The mountains to the left of me stretch to the horizon, merging with the dry veld in front of me. The view is truly stunning. Leopards, various buck and baboons clamber over the rocks of the various kopje’s that are scattered high behind me. This is Ghaub in the Otavi Mountain Conservancy, Central Namibia. It’s now a guest farm with a view to remember and a very poignant history.
Ghaub used to be a mission station. Started in 1895 with the aim of reaching the Bergdamara and Hai communities, this Rhenish Mission was established in what must have been a very tough assignment. Walking around today, you can still see the humble mission origins of the buildings. Although of course they have been significantly upgraded.
The shame is that within 25 years of the establishment of the mission station at Ghaub, land was already being sold off and eventually in 1968 the mission came to an end. You can read more about the history here.
Walking with my children on the vast farm, we came across the old mission graveyard. As they ran on ahead, I was left alone to savour the considerable silence and vista. Over a few minutes I was overcome with a great sadness. Here lay children who had died of malaria and missionaries who had given their lives. All of them in unmarked graves with small piles of quartzite stone arranged as a simple headstone.
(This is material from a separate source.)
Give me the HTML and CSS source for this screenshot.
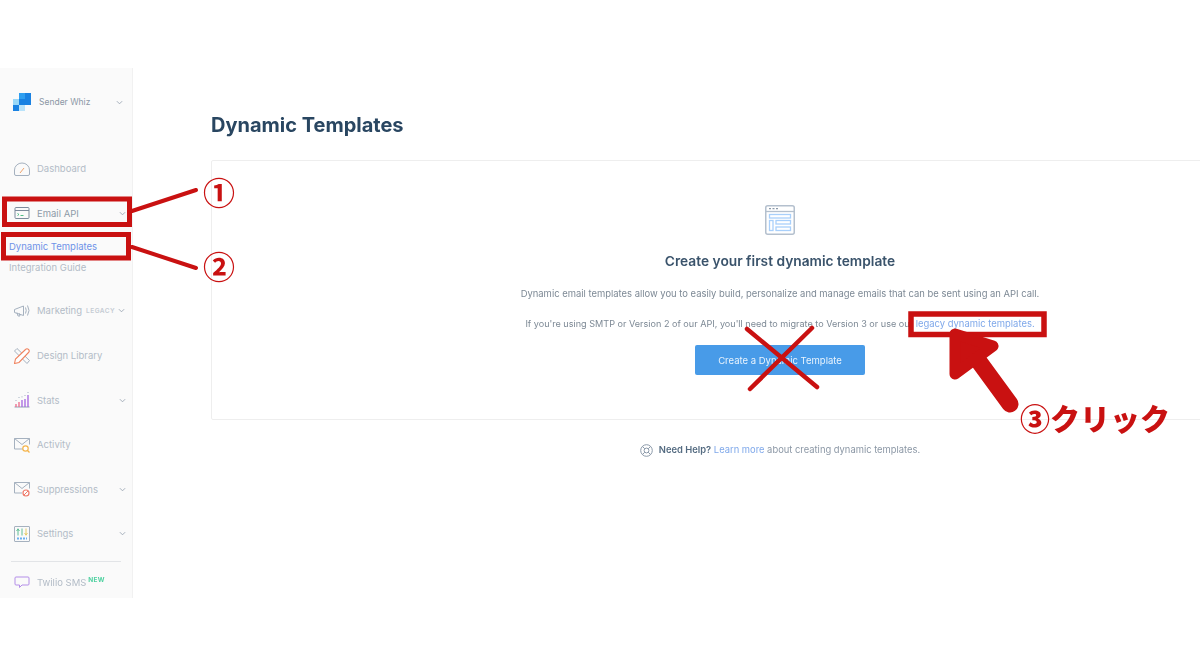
FILE: index.html
```html
<!DOCTYPE html>
<html lang="en">
    <head>
        <meta charset="utf-8">
        <title>Dynamic Templates</title>
        <link rel="stylesheet" href="styles.css">
    </head>
    <body>
        <div class="shot">
            <aside class="sidebar">
                <div class="account">
                    <svg class="logo" width="18" height="18" viewBox="0 0 18 18">
                        <rect x="6" y="0" width="6" height="6" fill="#2f9ff0"/>
                        <rect x="12" y="0" width="6" height="6" fill="#1a82e2"/>
                        <rect x="0" y="6" width="6" height="6" fill="#99d8f8"/>
                        <rect x="6" y="6" width="6" height="6" fill="#1a82e2"/>
                        <rect x="12" y="6" width="6" height="6" fill="#1a82e2"/>
                        <rect x="0" y="12" width="6" height="6" fill="#1a82e2"/>
                        <rect x="6" y="12" width="6" height="6" fill="#b9e3fa"/>
                    </svg>
                    <span class="account-name">Sender Whiz</span>
                    <svg class="chevron" viewBox="0 0 8 5"><path d="M1 1l3 3 3-3"/></svg>
                </div>

                <a class="nav-item faded">
                    <svg class="icon" viewBox="0 0 16 16"><path class="line" d="M.5 9a7.500 7 0 0 1 15 0v4q0 1.500-1.500 1.500H2q-1.500 0-1.500-1.500z"/><path d="M6 12l4-5" stroke="#f0a36b" fill="none"/></svg>
                    <span>Dashboard</span>
                </a>
                <a class="nav-item">
                    <svg class="icon" viewBox="0 0 16 16"><rect class="line dark" x="1" y="2.500" width="14" height="11" rx="1"/><path class="line dark" d="M1 5.500h14"/><path d="M3.500 8.500l1.500 1-1.500 1M6.500 10.500h3" stroke="#3cb878" fill="none" stroke-width=".9"/></svg>
                    <span>Email API</span>
                    <svg class="chevron" viewBox="0 0 8 5"><path d="M1 1l3 3 3-3"/></svg>
                </a>
                <div class="sub-nav">
                    <a class="sub-item active">Dynamic Templates</a>
                    <a class="sub-item">Integration Guide</a>
                </div>
                <a class="nav-item faded">
                    <svg class="icon" viewBox="0 0 16 16"><path class="line" d="M.5 6.500l9-3.500v9.500l-9-3zM3 9.500l1 3.500h2l-.8-2.800"/><path class="line" d="M11.500 4.500q1.500 3 0 6M13.500 2.500q3 5 0 10"/></svg>
                    <span>Marketing</span>
                    <span class="tag">LEGACY</span>
                    <svg class="chevron" viewBox="0 0 8 5"><path d="M1 1l3 3 3-3"/></svg>
                </a>
                <a class="nav-item faded">
                    <svg class="icon" viewBox="0 0 16 16"><path class="line" d="M3 .500l12.500 12-2.500 3L.5 3z"/><path d="M.5 15.500l1-4.500L11.500 1.500q1.500-1.500 3 0t0 3L5 14.500z" stroke="#f0835f" fill="#fff" stroke-width="1.100"/></svg>
                    <span>Design Library</span>
                </a>
                <a class="nav-item faded">
                    <svg class="icon" viewBox="0 0 16 16"><path d="M.5 15h15" stroke="#8fa0b3" fill="none"/><path d="M2 15v-3M5 15v-5" stroke="#ef6a8a" fill="none" stroke-width="1.300"/><path d="M8 15V8M11 15V7M14 15V3" stroke="#a566e0" fill="none" stroke-width="1.300"/><path d="M2 8v.800M5 5v.800M8 4.500v.800M11 3v.800M14 0v.800" stroke="#8fa0b3" fill="none"/></svg>
                    <span>Stats</span>
                    <svg class="chevron" viewBox="0 0 8 5"><path d="M1 1l3 3 3-3"/></svg>
                </a>
                <a class="nav-item faded">
                    <svg class="icon" viewBox="0 0 16 16"><path class="line" d="M.5 1.500h15v6M9 12H.5V1.500l7.500 6 7.500-6"/><circle cx="11.500" cy="11.500" r="2.700" fill="#fff" stroke="#f5b44a" stroke-width="1.200"/><path d="M13.500 13.500l2 2" stroke="#f5b44a" fill="none" stroke-width="1.200"/></svg>
                    <span>Activity</span>
                </a>
                <a class="nav-item faded">
                    <svg class="icon" viewBox="0 0 16 16"><path class="line" d="M.5 1.500h15v6M8 12H.5V1.500l7.500 6 7.500-6"/><circle cx="12" cy="12" r="3" fill="#fff" stroke="#ef7b6b" stroke-width="1.200"/><path d="M10 14l4-4" stroke="#ef7b6b" fill="none"/></svg>
                    <span>Suppressions</span>
                    <svg class="chevron" viewBox="0 0 8 5"><path d="M1 1l3 3 3-3"/></svg>
                </a>
                <a class="nav-item faded">
                    <svg class="icon" viewBox="0 0 16 16"><rect class="line" x=".5" y=".5" width="15" height="15" rx=".5"/><path d="M4 2.500v7M2.500 5l1.500-2 1.500 2M8 2.500v7" stroke="#4fb98a" fill="none" stroke-width=".9"/><path d="M12 2.500v7M10.500 7l1.500 2 1.500-2" stroke="#e2c65a" fill="none" stroke-width=".9"/><path d="M3 12.500h10" stroke="#6ab0f0" fill="none" stroke-width="2" stroke-dasharray="2 1"/></svg>
                    <span>Settings</span>
                    <svg class="chevron" viewBox="0 0 8 5"><path d="M1 1l3 3 3-3"/></svg>
                </a>

                <div class="divider"></div>
                <a class="twilio">
                    <svg class="icon" viewBox="0 0 16 16"><path d="M2 3h12q1 0 1 1v6q0 1-1 1H8l-2.500 2.500V11H2q-1 0-1-1V4q0-1 1-1z" stroke="#b48ee8" fill="none"/></svg>
                    <span>Twilio SMS</span>
                    <span class="tag-new">NEW</span>
                </a>
            </aside>

            <main class="content">
                <h1 class="page-title">Dynamic Templates</h1>
                <section class="card">
                    <svg class="card-icon" width="30" height="30" viewBox="0 0 30 30">
                        <rect x=".75" y=".75" width="28.500" height="28.500" rx="2" fill="none" stroke="#b4c0ce" stroke-width="1.500"/>
                        <path d="M1 6.500h28" stroke="#b4c0ce" stroke-width="1.300"/>
                        <path d="M4 3.700h2M7.500 3.700h2M11 3.700h2" stroke="#8b99a9" stroke-width="1.300"/>
                        <g fill="none" stroke="#a9d0fb" stroke-width="1.300">
                            <rect x="4.500" y="9.500" width="21" height="3.500"/>
                            <rect x="4.500" y="15.500" width="3.500" height="10"/>
                            <rect x="11" y="15.500" width="14.500" height="3.500"/>
                            <rect x="11" y="22" width="14.500" height="3.500"/>
                        </g>
                    </svg>
                    <h2 class="card-title">Create your first dynamic template</h2>
                    <p class="card-text">Dynamic email templates allow you to easily build, personalize and manage emails that can be sent using an API call.</p>
                    <p class="card-text second">If you're using SMTP or Version 2 of our API, you'll need to migrate to Version 3 or use our <a class="link">legacy dynamic templates.</a></p>
                    <button class="btn">Create a Dynamic Template</button>
                </section>
                <p class="help">
                    <svg width="13" height="13" viewBox="0 0 13 13" fill="none" stroke="#8b99a9"><circle cx="6.500" cy="6.500" r="5.800"/><circle cx="6.500" cy="6.500" r="2.400"/><path d="M2.400 2.400l2.400 2.400M10.600 2.400L8.200 4.800M2.400 10.600l2.400-2.400M10.600 10.600L8.200 8.200"/></svg>
                    <span><b>Need Help?</b> <a class="link">Learn more</a> about creating dynamic templates.</span>
                </p>
            </main>

            <!-- red annotations drawn on top of the screenshot -->
            <svg class="marks" width="1200" height="667" viewBox="0 0 1200 667">
                <g fill="none" stroke="#c91111">
                    <rect x="4.500" y="199" width="125" height="25.500" stroke-width="5"/>
                    <rect x="3.500" y="234.500" width="125" height="23.500" stroke-width="5"/>
                    <rect x="911" y="314" width="133" height="20.500" stroke-width="5.500"/>
                    <path d="M132 211L196 190M132 247L196 268" stroke-width="4" stroke-linecap="round"/>
                    <path d="M747 329L817 387M812 328L750 389" stroke-width="4.500" stroke-linecap="round"/>
                    <path d="M972 352L1010 404" stroke-width="17" stroke-linecap="round"/>
                </g>
                <path d="M955 334L993 346L955 374Z" fill="#c91111" stroke="#c91111" stroke-width="11" stroke-linejoin="round"/>
            </svg>
            <span class="mark-num one">①</span>
            <span class="mark-num two">②</span>
            <span class="mark-click">③クリック</span>
        </div>
    </body>
</html>
```

FILE: styles.css
```css
* {
    box-sizing: border-box;
}

body {
    margin: 0;
    background-color: white;
    font-family: Inter, "Noto Sans", sans-serif;
}

/* the reference is a scaled-down photo, so everything is a little soft */
.shot {
    position: relative;
    display: flex;
    width: 1200px;
    height: 667px;
    padding-top: 68px;
    overflow: hidden;
    align-items: flex-start;
    filter: blur(.35px);
}

.sidebar {
    flex: none;
    width: 133px;
    height: 530px;
    background-color: #fafafa;
    border-right: 1px solid #f1f1f1;
    color: #8e9aa8;
    font-size: 9.5px;
}

.account {
    display: flex;
    align-items: center;
    height: 68px;
    margin-bottom: 10.5px;
    padding: 0 9px 0 13px;
}

.logo {
    flex: none;
}

.account-name {
    margin-left: 8px;
    font-size: 8.5px;
    color: #8b97a5;
}

.chevron {
    width: 7px;
    height: 5px;
    margin-left: auto;
    fill: none;
    stroke: #9aa6b3;
    stroke-width: 1;
}

.nav-item {
    display: flex;
    align-items: center;
    height: 44.6px;
    padding: 0 6px 0 14px;
}

.nav-item.faded {
    color: #b3bcc7;
}

.icon {
    flex: none;
    width: 16px;
    height: 16px;
    margin-right: 7px;
}

.line {
    fill: none;
    stroke: #a5b1bf;
    stroke-width: 1;
}

.line.dark {
    stroke: #7c8b9c;
}

.sub-nav {
    margin-bottom: 10px;
}

.sub-item {
    display: flex;
    align-items: center;
    height: 21.5px;
    padding-left: 9px;
    color: #b3bcc7;
}

.sub-item.active {
    color: #6f93e8;
}

.tag {
    margin-left: 4px;
    font-size: 6.5px;
    font-weight: 600;
    letter-spacing: .5px;
    color: #c5ccd4;
}

.tag + .chevron {
    margin-left: 3px;
}

.divider {
    height: 1px;
    margin: 5px 11px 0;
    background-color: #e2e4e7;
}

.twilio {
    display: flex;
    align-items: center;
    height: 41px;
    padding: 0 0 1px 14px;
    color: #b3bcc7;
}

.tag-new {
    margin: -4px 0 0 2px;
    font-size: 6.5px;
    font-weight: 700;
    letter-spacing: .3px;
    color: #4fd1a0;
}

.content {
    flex: none;
    width: 1216px;
    padding-left: 78px;
}

.page-title {
    height: 92px;
    margin: 0;
    padding-top: 44px;
    font-size: 20px;
    line-height: 26px;
    font-weight: 700;
    color: #294661;
}

.card {
    display: flex;
    flex-direction: column;
    align-items: center;
    width: 1138px;
    height: 260px;
    padding-top: 44px;
    border: 1px solid #eeeeee;
    border-radius: 2px;
}

.card-icon {
    flex: none;
}

.card-title {
    margin: 16px 0 0;
    font-size: 13.75px;
    line-height: 20px;
    font-weight: 600;
    color: #3a536b;
}

.card-text {
    margin: 16px 0 0;
    font-size: 9.43px;
    line-height: 14px;
    color: #7d8995;
}

.card-text.second {
    margin-top: 16px;
    font-size: 9.1px;
}

.card-text.second .link {
    font-size: 9.45px;
}

.link {
    color: #7fa8ea;
}

.btn {
    width: 170px;
    height: 30px;
    margin-top: 14px;
    border: none;
    border-radius: 2px;
    background-color: #489be8;
    color: #e8f3fd;
    font-family: inherit;
    font-size: 9.5px;
}

.help {
    display: flex;
    align-items: center;
    justify-content: center;
    gap: 6px;
    width: 1138px;
    margin: 23px 0 0;
    font-size: 9.4px;
    line-height: 14px;
    color: #8b97a5;
}

.help b {
    font-weight: 600;
    color: #546b81;
}

.marks {
    position: absolute;
    top: 0;
    left: 0;
}

.mark-num {
    position: absolute;
    left: 203px;
    width: 32px;
    font-family: "Noto Sans CJK JP", sans-serif;
    font-size: 32px;
    line-height: 32px;
    font-weight: 700;
    text-align: center;
    color: #c91111;
}

.mark-num.one {
    top: 175px;
}

.mark-num.two {
    top: 249px;
}

.mark-click {
    position: absolute;
    top: 400px;
    left: 1020px;
    font-family: "Noto Sans CJK JP", sans-serif;
    font-size: 30px;
    line-height: 34px;
    font-weight: 900;
    white-space: nowrap;
    color: #c91111;
}
```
What had they achieved? 120 years after they began, the answer was they had built a guest house. The Bergdamara and Hai communities didn’t settle on the land, today it is all commercial farms. In short they gave their lives for seemingly not much at all.
Yet, it wouldn’t have felt like it. I’m sure it was very tough, I know Africa enough to realise that. I can imagine though the sense of pride, thankfulness and achievement that must of accompanied the establishment of the mission buildings and operation. These were true pioneers in almost every sense of the word. Standing there however, I can’t help that they fell for a lie that still shapes so much in mission, aid and in the wider church today.
To put it simply, they believed the modernist notion that infrastructure, buildings, “stuff”, would be the transformative element within the people they wanted to reach. Not quite “build it and they will come”, but not far off.
If they could see their efforts today, a lovely guest farm, I wonder how they would feel?
They are not the only ones.
There are many churches who in an effort to re-invent themselves change the physical structure of their building. Their assumption is that if we make our building more accessible to the community, then they will come and they will be transformed. We end up with a plethora of sports halls and multi function buildings with mainly crèche and child care being provided. We have a few cafes thrown in too. The buildings themselves are not the problem, although they do cost an awful lot of money, it is our view of the mission God has given us. Mission is meant to be with people where they are, not with us where we are. The direction is wholly wrong. That’s quite a costly mistake to make. In terms of people it is wholly disastrous. The church mainly sits and waits for people to come………… and spends a lot of money doing it
I’m not for one minute saying we shouldn’t serve people, a cafe is a good idea, so is helping people with their children, but let’s go and do it in the heart of the community. Let’s spend our cash on that instead. I bet that way we will bring the truth and love of God to far more people.
History is littered with lessons like that in Ghaub. We have cathedrals and church buildings that cost a small fortune to keep. The tourist attraction is a witness people say. I’m yet to meet anyone who had their life changed via a stained glass window. There are other buildings that have become offices, mosques or even simply demolished. In Manchester I even remember an old temperance hall that was now a pub….. What irony!
Mission is the same. There are thousands of buildings built in an effort to transform Africa. Orphanages, child care centres, schools, everything you can think of. I know I’ve done it! I wonder however, if this really transforms anything at all? Is it the same lie that we are falling for. A simple case, transforming people equates to providing buildings. From the African side, there is a thirst for development and buildings satisfy that thirst. They can be status symbols both for the community and more sadly the organisation that built them.
I wonder what we will look back on in 25 years time and see? A litany of neglected buildings (they’ll be ruins here in Africa) and re-appropriated churches? There’s a great rush to build churches in Africa, and yet I don’t see the same rush to transform people, especially in the remote areas.
The lesson for me is to always prioritise people. Instead of believing that physical structure is the key item in transformation, let’s go wild and build real community with real people in the heart of real places. Let’s be sure that we take God with us too. Of course, sometimes a building will help. It is very much a means to an end, but they are not the integral item that we think they are and very often our money would be better spent elsewhere.
Our lives in Christ have the very real power to transform society. When we speak we can speak the words of Jesus to people. When we act, we can bring his love directly to people.
Standing in Otavi I cannot think for one minute why we would want to do anything else. Looking past the graves of those brave pioneers, past the quartz stone piles to the mountains beyond, I yearn for reality and a cutting edge in the mission that I’m involved in. I certainly don’t want people to look back in years to come and wonder what all the fuss was about, or stay in a building that was once my office. I don’t want to spend my life making stuff that simply wears out. I want to build love and eternity in real people.
There is a lesson to be learnt from Otavi. I hope that we are listening.